In East’s book the reader is gradually drawn in, but in Mawil’s case the art has a very easy, accessible appeal that grabs the reader from the outset. He utilises regular line drawings with flat greyscale shading, and his style tends toward the cartoony, emphasised by his slightly formless figures. There’s a strong feeling of motion within Mawil’s drawings – on occasion he draws his characters with multiple limbs to show rapid movement.

But additionally, in the mess of broad, cartoony fluidity he can also freeze a moment very effectively; when his Spanish admiree shakes the sea out of her hair, the change in pace shows the strength of feeling attached to that memory. It’s a very effective switching of gears, which Mawil uses well.
In addition he also makes good use of different panel layouts. He generally sticks to pages with a regular 3×3 panel layout. But the linking scenes in the bar use a varying number of borderless panels, emphasising the less structured conversation. There’s another page which is a page from an exercise book, overlaid with the hands of different writing in it, and their speech-balloons of their simultaneous conversation. Difficult to describe, but it’s an inventive panel that works very well. Mawil is a naturally inventive cartoonist, with a very relaxed, engaging style. While the stories in this book are not ground-breaking, he brings them to life effortlessly, making it a truly engaging book with universal appeal.
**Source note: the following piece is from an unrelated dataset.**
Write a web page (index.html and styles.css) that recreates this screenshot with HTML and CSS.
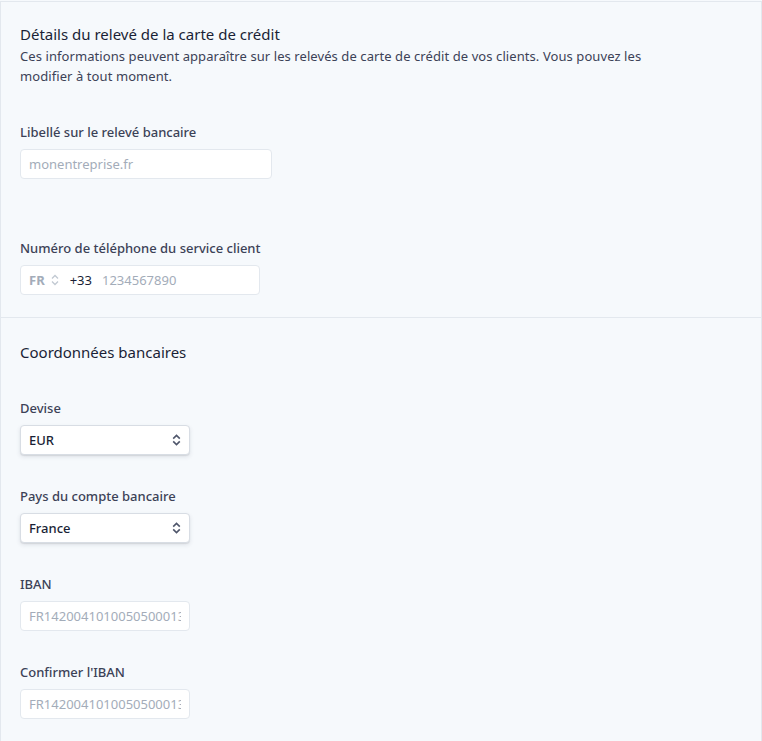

This is an impressive start from Blank Slate Books, and I like their approach of publishing new artists from the British small-press and authors that have achieved success in other countries but are not yet recognised over here. For both books, it is not obvious what other UK publisher would have given them an opportunity, so I hope that Blank Slate Books manage to make this a productive and successful niche. I eagerly await the next books they have lined up.